-- Stated goal --
Identify every line containing the word "components" and reproduce each one.

-- START --

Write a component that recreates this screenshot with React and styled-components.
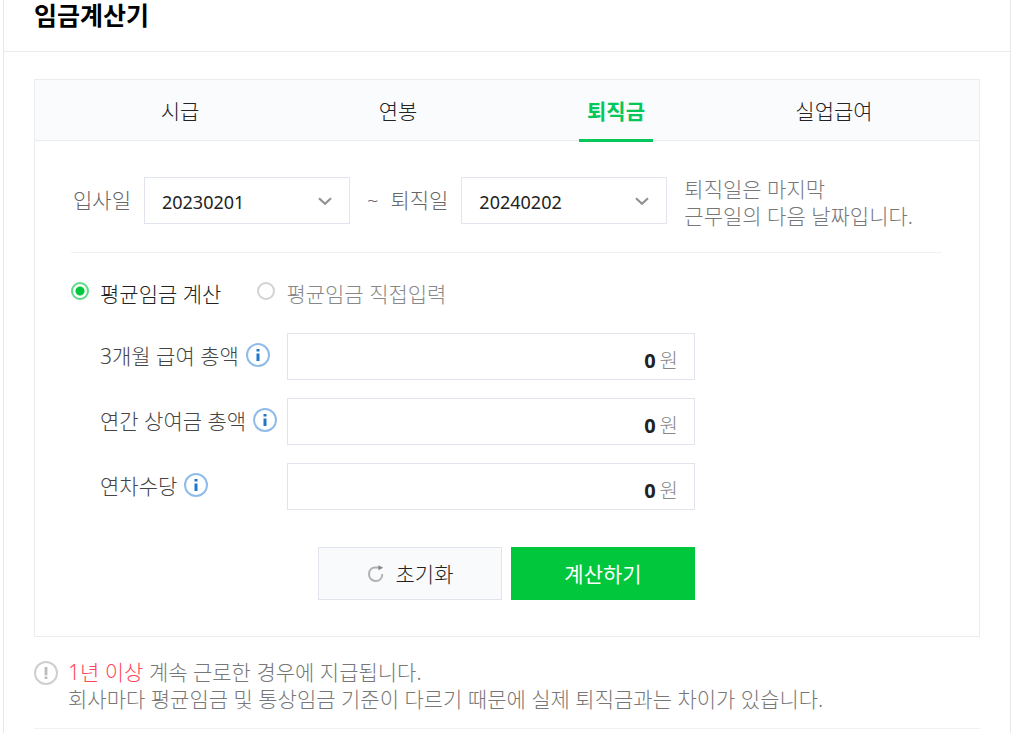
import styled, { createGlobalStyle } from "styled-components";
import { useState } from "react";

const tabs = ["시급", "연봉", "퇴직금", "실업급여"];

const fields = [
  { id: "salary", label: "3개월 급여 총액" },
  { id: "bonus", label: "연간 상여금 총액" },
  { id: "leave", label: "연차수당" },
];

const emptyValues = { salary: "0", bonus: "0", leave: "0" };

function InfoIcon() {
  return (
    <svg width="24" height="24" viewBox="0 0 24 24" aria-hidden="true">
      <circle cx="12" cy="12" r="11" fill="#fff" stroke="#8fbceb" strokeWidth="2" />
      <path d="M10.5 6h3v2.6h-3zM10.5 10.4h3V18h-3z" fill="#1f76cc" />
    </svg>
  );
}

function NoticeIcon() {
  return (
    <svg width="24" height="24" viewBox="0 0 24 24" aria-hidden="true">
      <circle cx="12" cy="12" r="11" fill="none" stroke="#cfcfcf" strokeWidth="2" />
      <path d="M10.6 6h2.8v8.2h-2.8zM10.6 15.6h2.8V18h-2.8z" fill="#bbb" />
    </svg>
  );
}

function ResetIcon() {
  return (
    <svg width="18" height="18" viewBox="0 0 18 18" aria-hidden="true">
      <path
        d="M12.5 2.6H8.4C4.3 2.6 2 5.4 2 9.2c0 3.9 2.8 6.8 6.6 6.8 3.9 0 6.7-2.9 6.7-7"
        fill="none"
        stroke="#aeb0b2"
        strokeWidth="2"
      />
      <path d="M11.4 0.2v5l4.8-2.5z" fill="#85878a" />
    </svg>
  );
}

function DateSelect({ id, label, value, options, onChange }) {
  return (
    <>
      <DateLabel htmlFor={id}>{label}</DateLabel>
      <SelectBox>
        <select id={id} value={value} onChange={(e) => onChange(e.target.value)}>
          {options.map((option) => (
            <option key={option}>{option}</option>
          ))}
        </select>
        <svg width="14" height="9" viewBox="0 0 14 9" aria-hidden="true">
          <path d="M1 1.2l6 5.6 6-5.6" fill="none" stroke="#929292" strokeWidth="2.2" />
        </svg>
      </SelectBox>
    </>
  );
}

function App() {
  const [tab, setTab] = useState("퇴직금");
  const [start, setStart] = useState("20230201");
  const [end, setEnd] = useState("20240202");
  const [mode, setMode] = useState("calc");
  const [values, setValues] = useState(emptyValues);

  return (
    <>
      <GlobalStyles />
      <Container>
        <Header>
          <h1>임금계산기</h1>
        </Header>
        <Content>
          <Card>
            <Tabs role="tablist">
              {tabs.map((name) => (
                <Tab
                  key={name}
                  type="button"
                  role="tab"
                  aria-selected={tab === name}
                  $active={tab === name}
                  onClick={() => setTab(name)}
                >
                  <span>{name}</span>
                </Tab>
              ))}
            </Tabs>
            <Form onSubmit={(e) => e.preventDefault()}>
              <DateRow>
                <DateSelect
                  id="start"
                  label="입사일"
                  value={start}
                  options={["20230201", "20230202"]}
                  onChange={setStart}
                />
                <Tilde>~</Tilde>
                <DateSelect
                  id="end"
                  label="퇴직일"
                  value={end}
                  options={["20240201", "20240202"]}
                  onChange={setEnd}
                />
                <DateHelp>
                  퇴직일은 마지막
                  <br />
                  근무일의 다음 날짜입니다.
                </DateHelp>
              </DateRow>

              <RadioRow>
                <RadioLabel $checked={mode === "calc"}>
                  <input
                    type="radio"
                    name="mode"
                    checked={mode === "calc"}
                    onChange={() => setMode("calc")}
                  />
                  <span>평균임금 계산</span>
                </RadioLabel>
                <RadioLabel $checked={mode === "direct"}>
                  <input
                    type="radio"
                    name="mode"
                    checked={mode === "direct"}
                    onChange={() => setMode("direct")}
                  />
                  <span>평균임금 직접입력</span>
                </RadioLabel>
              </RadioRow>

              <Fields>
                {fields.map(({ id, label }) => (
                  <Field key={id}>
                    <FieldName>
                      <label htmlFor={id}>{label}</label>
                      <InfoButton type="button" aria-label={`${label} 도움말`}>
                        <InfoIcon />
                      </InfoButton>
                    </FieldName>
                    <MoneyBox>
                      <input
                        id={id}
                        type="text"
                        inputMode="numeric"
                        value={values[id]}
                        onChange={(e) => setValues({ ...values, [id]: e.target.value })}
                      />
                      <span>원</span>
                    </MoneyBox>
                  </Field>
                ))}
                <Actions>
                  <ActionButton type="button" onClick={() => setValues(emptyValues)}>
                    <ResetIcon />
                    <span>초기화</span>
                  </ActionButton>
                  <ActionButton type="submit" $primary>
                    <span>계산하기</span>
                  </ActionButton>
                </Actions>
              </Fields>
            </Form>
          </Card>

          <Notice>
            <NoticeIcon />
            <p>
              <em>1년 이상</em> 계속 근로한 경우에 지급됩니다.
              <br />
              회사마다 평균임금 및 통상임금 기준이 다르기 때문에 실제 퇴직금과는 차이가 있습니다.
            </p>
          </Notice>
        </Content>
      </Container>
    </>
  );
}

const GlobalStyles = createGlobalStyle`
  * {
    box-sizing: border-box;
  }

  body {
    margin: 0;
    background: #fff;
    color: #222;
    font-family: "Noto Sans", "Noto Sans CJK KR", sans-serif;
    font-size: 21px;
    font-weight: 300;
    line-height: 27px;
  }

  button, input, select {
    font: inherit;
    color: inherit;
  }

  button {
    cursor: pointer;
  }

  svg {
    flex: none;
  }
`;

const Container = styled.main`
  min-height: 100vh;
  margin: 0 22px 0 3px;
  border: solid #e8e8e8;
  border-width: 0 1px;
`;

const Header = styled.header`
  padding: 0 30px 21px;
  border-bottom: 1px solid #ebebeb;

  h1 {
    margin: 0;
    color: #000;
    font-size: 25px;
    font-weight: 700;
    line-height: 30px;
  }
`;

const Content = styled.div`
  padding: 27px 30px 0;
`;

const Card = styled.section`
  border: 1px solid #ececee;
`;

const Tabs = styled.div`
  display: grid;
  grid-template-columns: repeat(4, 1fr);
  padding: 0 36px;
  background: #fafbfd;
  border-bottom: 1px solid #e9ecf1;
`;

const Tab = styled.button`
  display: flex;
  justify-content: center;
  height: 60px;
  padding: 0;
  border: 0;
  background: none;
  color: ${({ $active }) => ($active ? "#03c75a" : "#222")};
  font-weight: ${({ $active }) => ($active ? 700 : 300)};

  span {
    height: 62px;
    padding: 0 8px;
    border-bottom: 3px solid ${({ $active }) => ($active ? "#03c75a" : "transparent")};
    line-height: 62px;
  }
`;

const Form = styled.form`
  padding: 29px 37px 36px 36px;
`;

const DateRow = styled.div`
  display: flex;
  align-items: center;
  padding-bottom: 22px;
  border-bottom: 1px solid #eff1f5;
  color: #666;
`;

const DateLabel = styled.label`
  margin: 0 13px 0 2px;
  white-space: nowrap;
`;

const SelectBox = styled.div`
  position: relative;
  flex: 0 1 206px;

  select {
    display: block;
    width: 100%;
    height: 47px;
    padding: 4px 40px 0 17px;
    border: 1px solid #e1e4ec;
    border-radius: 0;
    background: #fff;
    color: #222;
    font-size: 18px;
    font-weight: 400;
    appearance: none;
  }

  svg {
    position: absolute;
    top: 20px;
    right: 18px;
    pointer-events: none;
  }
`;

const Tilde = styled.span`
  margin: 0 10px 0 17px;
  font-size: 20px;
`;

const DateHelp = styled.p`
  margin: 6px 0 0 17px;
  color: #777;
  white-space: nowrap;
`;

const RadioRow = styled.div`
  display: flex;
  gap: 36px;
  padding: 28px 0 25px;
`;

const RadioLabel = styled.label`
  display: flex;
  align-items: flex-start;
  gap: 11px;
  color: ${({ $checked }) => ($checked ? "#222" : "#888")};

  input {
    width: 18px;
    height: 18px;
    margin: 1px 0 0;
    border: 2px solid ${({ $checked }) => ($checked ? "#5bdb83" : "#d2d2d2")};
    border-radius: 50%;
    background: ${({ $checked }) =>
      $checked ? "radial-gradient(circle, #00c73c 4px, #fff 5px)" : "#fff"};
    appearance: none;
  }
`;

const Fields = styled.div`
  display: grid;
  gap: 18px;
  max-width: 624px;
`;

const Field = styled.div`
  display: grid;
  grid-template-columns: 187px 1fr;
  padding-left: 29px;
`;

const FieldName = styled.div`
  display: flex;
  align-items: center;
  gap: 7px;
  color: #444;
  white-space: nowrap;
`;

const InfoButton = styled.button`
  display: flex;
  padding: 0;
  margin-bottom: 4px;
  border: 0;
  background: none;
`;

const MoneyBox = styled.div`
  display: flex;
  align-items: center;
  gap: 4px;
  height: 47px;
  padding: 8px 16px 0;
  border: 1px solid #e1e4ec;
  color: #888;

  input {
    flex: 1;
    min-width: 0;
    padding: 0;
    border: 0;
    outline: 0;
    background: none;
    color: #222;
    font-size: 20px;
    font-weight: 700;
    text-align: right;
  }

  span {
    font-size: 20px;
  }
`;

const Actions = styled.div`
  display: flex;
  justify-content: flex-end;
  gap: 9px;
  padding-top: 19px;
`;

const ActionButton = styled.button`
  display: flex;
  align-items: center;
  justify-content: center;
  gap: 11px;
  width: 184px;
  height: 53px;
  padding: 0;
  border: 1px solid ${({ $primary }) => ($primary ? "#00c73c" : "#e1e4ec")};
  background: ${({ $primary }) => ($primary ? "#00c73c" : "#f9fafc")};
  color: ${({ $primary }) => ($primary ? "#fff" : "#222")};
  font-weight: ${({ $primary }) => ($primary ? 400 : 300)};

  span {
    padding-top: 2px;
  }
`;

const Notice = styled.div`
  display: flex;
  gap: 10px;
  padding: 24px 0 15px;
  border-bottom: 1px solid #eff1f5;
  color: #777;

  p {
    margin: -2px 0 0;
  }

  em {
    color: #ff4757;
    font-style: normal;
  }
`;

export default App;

-- END --

-- Output below --
Write a component that recreates this screenshot with React and styled-components.
import styled, { createGlobalStyle } from "styled-components";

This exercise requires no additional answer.